* **GIVEN EXERCISE**
For each line below that contains the string "index", copy that line.

[start]

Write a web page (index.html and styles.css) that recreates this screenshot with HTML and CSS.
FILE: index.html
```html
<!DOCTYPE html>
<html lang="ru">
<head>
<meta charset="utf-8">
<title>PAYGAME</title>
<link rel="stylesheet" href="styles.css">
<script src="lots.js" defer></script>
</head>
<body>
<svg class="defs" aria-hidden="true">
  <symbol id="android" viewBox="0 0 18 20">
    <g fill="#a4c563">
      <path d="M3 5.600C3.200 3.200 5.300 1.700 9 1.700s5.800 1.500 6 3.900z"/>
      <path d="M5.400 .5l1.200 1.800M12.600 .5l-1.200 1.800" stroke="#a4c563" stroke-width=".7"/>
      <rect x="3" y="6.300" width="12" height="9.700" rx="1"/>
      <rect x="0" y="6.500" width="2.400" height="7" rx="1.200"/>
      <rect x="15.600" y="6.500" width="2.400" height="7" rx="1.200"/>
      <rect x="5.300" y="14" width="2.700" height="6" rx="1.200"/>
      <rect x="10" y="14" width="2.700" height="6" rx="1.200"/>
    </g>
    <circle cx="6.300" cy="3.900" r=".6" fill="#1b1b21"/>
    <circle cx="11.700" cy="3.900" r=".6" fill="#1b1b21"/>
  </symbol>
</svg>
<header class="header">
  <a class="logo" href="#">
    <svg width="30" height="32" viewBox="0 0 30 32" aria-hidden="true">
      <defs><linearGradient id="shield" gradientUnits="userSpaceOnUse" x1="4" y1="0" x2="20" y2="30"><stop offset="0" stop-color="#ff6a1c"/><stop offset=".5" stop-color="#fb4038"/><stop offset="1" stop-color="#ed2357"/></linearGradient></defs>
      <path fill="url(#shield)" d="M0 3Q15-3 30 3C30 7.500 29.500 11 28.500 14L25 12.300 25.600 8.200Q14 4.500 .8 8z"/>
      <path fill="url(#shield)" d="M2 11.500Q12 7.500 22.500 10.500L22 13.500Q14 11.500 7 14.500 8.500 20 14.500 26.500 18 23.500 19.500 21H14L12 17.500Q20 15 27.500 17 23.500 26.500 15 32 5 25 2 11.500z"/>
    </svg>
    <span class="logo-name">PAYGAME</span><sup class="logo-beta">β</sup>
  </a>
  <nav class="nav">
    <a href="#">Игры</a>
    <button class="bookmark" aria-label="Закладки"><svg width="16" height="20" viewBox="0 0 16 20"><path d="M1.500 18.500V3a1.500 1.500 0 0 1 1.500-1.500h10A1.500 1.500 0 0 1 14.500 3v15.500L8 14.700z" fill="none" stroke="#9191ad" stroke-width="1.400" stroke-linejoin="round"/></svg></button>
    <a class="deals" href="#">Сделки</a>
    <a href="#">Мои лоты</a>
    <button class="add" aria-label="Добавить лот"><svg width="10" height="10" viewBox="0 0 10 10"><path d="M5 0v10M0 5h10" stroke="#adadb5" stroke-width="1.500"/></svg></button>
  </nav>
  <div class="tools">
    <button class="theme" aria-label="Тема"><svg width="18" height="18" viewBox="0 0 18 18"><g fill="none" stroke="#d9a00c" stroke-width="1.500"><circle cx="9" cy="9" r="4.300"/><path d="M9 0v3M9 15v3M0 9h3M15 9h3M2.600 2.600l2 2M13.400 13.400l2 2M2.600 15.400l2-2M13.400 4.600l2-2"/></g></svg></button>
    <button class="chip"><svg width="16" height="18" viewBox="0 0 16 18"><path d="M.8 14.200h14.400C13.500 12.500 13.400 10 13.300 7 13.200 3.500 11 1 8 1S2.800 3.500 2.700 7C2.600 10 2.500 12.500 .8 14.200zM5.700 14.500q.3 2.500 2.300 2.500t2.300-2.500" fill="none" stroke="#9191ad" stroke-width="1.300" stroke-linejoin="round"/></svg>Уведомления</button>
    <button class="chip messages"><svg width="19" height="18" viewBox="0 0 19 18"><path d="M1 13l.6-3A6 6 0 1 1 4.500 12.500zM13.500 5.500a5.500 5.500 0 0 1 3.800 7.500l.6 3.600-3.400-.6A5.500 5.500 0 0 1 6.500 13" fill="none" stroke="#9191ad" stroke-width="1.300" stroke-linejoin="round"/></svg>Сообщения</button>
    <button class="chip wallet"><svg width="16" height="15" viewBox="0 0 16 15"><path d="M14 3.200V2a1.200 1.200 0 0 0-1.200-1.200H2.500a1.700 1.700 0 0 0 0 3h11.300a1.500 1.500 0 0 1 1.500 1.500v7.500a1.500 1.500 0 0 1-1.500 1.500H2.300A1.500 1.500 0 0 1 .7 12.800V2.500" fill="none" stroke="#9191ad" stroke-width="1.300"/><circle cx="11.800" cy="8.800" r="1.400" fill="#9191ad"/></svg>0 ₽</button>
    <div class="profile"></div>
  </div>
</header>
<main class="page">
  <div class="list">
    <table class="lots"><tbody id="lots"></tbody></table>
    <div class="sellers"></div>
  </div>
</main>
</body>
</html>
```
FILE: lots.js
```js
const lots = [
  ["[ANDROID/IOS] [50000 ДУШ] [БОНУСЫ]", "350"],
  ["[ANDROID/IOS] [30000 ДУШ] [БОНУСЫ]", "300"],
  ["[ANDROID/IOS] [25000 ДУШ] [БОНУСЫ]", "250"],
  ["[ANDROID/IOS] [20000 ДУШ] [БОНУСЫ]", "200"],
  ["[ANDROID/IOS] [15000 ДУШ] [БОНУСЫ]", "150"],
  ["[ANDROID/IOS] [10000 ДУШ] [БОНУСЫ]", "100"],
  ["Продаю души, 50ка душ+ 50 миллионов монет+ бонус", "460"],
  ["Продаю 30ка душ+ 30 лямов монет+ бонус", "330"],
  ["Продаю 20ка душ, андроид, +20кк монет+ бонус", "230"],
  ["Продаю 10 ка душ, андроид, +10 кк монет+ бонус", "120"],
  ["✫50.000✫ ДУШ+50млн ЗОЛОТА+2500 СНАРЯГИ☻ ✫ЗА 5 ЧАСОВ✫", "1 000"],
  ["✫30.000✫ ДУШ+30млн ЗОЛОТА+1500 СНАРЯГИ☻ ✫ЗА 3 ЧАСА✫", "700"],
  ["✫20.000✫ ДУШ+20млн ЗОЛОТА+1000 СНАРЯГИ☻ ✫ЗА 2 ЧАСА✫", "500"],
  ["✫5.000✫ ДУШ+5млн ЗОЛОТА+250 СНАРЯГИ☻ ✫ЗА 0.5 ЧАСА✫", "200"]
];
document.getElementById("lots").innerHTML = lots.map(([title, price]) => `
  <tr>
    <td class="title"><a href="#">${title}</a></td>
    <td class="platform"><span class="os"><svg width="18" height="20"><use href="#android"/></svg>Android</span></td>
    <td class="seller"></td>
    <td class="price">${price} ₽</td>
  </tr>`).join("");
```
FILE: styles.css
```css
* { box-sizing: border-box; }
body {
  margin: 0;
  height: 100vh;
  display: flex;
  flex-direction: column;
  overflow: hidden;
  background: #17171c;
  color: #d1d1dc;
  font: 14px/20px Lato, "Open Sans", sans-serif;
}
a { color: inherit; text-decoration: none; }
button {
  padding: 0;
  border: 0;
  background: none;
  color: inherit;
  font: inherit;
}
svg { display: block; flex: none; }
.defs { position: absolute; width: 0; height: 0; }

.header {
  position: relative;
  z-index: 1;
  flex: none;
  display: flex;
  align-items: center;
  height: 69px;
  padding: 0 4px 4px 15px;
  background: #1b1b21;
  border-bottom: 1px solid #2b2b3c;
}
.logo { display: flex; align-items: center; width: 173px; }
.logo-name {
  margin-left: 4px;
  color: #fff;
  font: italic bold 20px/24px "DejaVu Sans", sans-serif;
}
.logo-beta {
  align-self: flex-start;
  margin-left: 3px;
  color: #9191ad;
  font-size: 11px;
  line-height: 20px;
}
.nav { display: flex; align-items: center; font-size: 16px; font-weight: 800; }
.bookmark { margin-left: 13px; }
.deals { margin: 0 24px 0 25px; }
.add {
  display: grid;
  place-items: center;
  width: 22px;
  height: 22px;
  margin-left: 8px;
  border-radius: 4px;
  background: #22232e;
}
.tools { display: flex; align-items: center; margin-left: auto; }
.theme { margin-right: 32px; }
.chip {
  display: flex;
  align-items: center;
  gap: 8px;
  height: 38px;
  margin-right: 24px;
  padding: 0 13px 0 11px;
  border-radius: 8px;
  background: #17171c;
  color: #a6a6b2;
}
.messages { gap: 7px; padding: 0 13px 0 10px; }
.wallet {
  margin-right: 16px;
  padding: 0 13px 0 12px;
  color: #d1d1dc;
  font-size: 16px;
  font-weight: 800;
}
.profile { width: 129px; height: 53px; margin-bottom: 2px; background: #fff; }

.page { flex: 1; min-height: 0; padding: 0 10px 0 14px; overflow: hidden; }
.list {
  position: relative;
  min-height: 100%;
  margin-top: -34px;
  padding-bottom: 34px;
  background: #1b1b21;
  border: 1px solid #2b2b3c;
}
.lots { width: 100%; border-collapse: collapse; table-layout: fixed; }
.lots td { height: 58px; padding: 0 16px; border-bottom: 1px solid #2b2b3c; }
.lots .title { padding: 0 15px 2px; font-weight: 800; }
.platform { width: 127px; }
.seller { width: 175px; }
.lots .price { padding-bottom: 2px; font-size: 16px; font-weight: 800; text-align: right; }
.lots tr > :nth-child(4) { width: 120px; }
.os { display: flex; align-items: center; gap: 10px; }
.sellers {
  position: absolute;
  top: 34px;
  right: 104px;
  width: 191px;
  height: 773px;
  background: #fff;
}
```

[end]

* **COMPLETE ANSWER**
Write a web page (index.html and styles.css) that recreates this screenshot with HTML and CSS.
FILE: index.html
  z-index: 1;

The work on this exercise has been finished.